The scene shifts from West Egg to the valley of ashes, where George Wilson (Myrtle’s husband) has sought refuge. Wilson assumes that the driver of the fatal car was Myrtle's lover, and decides to punish this man for his sins.
He seeks out Tom Buchanan, in the hope that Tom will know the driver's identity. Tom tells him that Gatsby was the driver. Wilson drives to Gatsby's mansion; there, he finds Gatsby floating in his pool, staring contemplatively at the sky. Wilson shoots Gatsby, and then turns the gun on himself. It is Nick who finds Gatsby's body. He reflects that Gatsby died utterly disillusioned, having lost, in rapid succession, his lover and his dreams.
After his death, many revelations come of Gatsby. One of them is that he has a father, Henry Gatz, who is now an old man, left helpless and distraught by the death of his son. He, Nick, and Owl Eyes, the mysterious lurker; are the only ones present at Gatsby’s funeral. Tom and Daisy have skipped town, and Meyer Wolfsheim refuses to attend.
Nick and Jordan break up, it is soon revealed that she is a treacherous cheat at her game, and she soon claims to be engaged to another man. Months later, Nick runs into Tom Buchanan on Fifth Avenue in New York City. Tom admits that it was he who sent George Wilson to Gatsby's; he shows no remorse, however, and says that Gatsby deserved to die. Nick reflects that Tom and Daisy are capable only of cruelty and destruction; they are kept safe from the consequences of their actions by their fortress of wealth and privilege.

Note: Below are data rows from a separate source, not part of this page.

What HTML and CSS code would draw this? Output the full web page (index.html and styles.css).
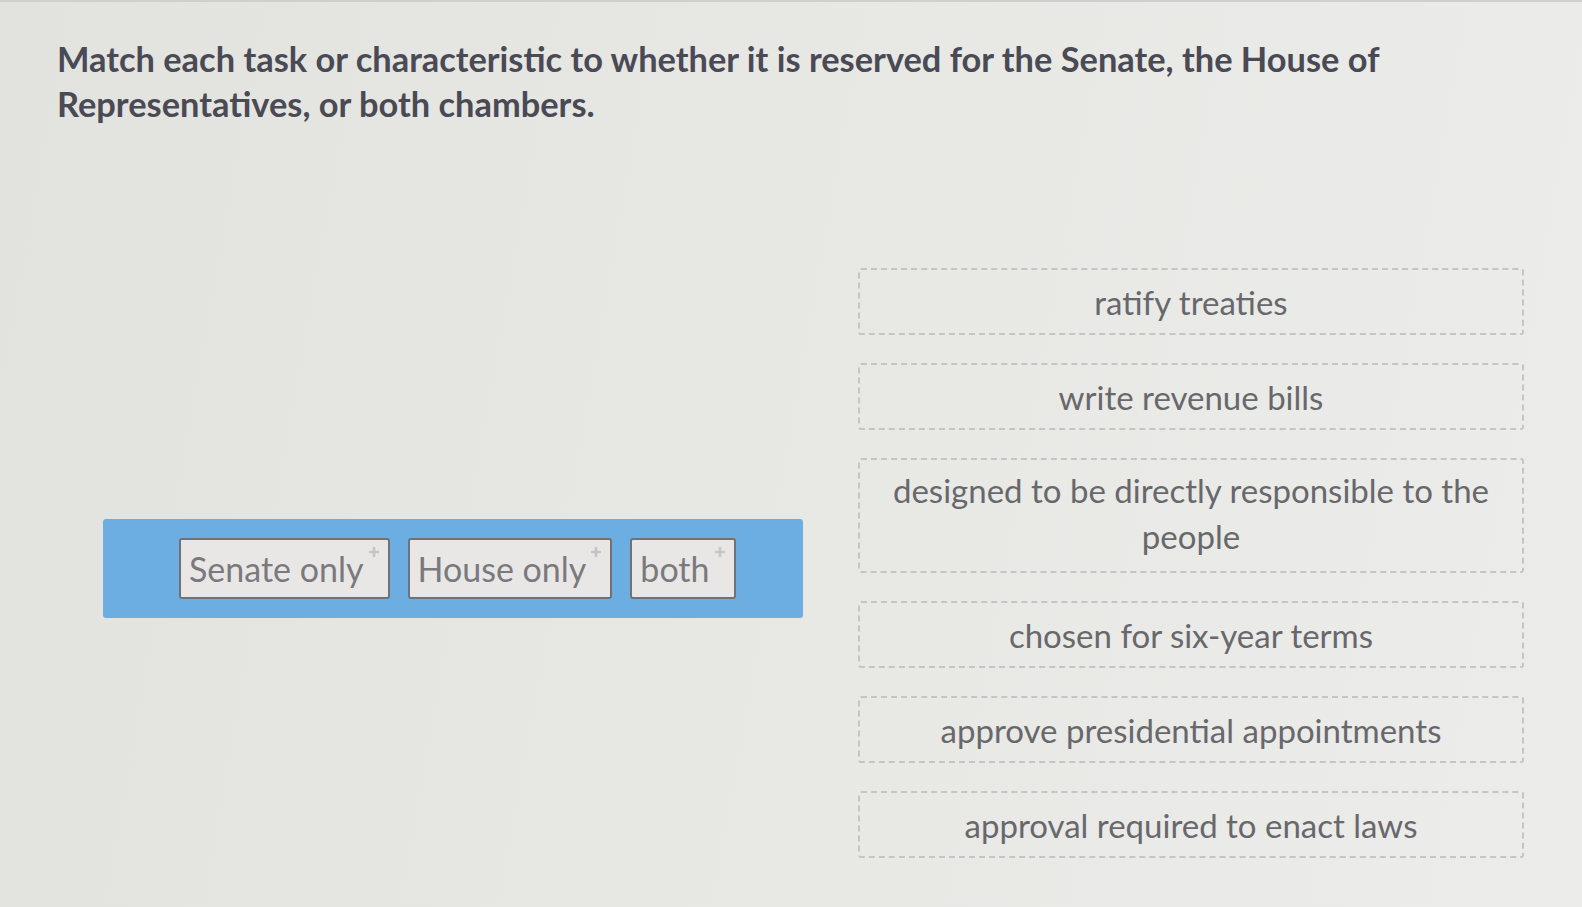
FILE: index.html
```html
<!DOCTYPE html>
<html lang="en">

<head>
    <meta charset="UTF-8">
    <title>Match the chambers</title>
    <link rel="stylesheet" href="styles.css">
</head>

<body>
    <div class="page">
        <h1 class="prompt">Match each task or characteristic to whether it is reserved for the Senate, the House of Representatives, or both chambers.</h1>

        <div class="board">
            <div class="bank">
                <div class="chip">Senate only<span class="plus"><svg viewBox="0 0 12 12" width="12" height="12"><path d="M6 1v10M1 6h10" stroke="#c4c5c9" stroke-width="2.6"/></svg></span></div>
                <div class="chip">House only<span class="plus"><svg viewBox="0 0 12 12" width="12" height="12"><path d="M6 1v10M1 6h10" stroke="#c4c5c9" stroke-width="2.6"/></svg></span></div>
                <div class="chip">both<span class="plus"><svg viewBox="0 0 12 12" width="12" height="12"><path d="M6 1v10M1 6h10" stroke="#c4c5c9" stroke-width="2.6"/></svg></span></div>
            </div>

            <div class="targets">
                <div class="slot">ratify treaties</div>
                <div class="slot">write revenue bills</div>
                <div class="slot tall">designed to be directly responsible to the people</div>
                <div class="slot">chosen for six-year terms</div>
                <div class="slot">approve presidential appointments</div>
                <div class="slot">approval required to enact laws</div>
            </div>
        </div>
    </div>
</body>

</html>
```

FILE: styles.css
```css
body {
    margin: 0;
    font-family: Lato, "Open Sans", sans-serif;
    background: linear-gradient(100deg, #e2e2df 0%, #e7e7e4 45%, #ececea 100%);
    height: 907px;
    overflow: hidden;
}

.page {
    border-top: 2px solid #cfcfcd;
    padding: 34px 0 0 57px;
}

/* question text */
.prompt {
    margin: 0;
    width: 1420px;
    font-size: 34.4px;
    font-weight: bold;
    line-height: 45px;
    color: #4a4a55;
}

.board {
    display: flex;
    align-items: center;
    margin-top: 142px;
    margin-left: 46px;
    gap: 55px;
}

/* blue answer bank */
.bank {
    flex: none;
    width: 700px;
    height: 99px;
    margin-top: 10px;
    background-color: #6caee2;
    border-radius: 3px;
    display: flex;
    align-items: center;
    gap: 18px;
    padding-left: 76px;
    box-sizing: border-box;
}

.chip {
    position: relative;
    height: 61px;
    box-sizing: border-box;
    display: flex;
    align-items: center;
    padding: 0 24px 0 8px;
    background-color: #e9e7e5;
    border: 2px solid #6f7378;
    border-radius: 3px;
    font-size: 34px;
    color: #7a7a7e;
}

.plus {
    position: absolute;
    top: 5px;
    right: 8px;
    line-height: 0;
}

/* drop targets */
.targets {
    flex: none;
    display: flex;
    flex-direction: column;
    gap: 28px;
    width: 666px;
}

.slot {
    min-height: 67px;
    box-sizing: border-box;
    border: 2px dashed #c5c5c3;
    border-radius: 3px;
    display: flex;
    align-items: center;
    justify-content: center;
    text-align: center;
    font-size: 33px;
    line-height: 46px;
    color: #68686c;
    padding: 0 20px;
}

.slot.tall {
    min-height: 115px;
    padding: 6px 20px 12px;
}
```
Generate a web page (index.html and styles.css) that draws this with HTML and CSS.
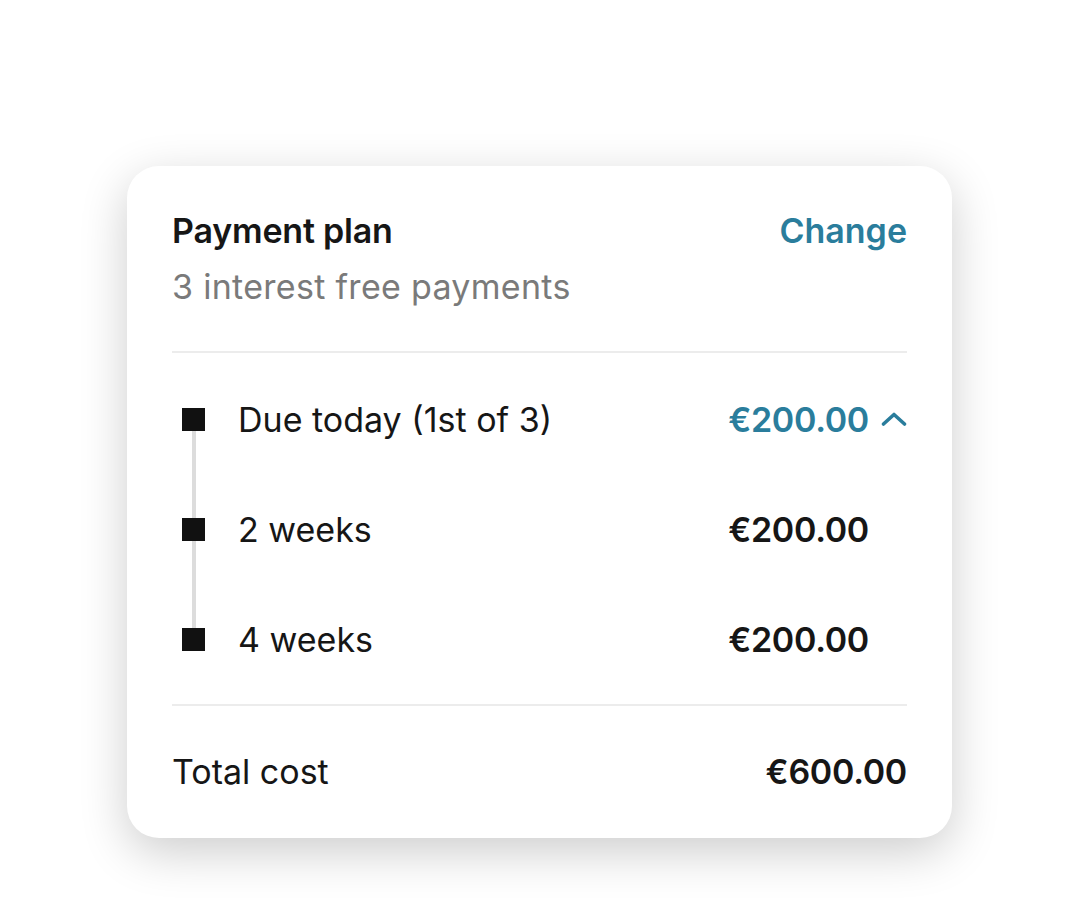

Nick, sickened and shocked by the whole ordeal, is determined to return to Chicago. He feels that he, Daisy and Tom, Gatsby, and Jordan are all out of place in the East, being Westerners, and that they all possess some sort of insufficiency that makes them incompatible with Eastern life. To Nick, the East; more so after Gatsby’s death, all seems gross and ghostly, while the West is idyllic and pleasurable as a scene on a postcard.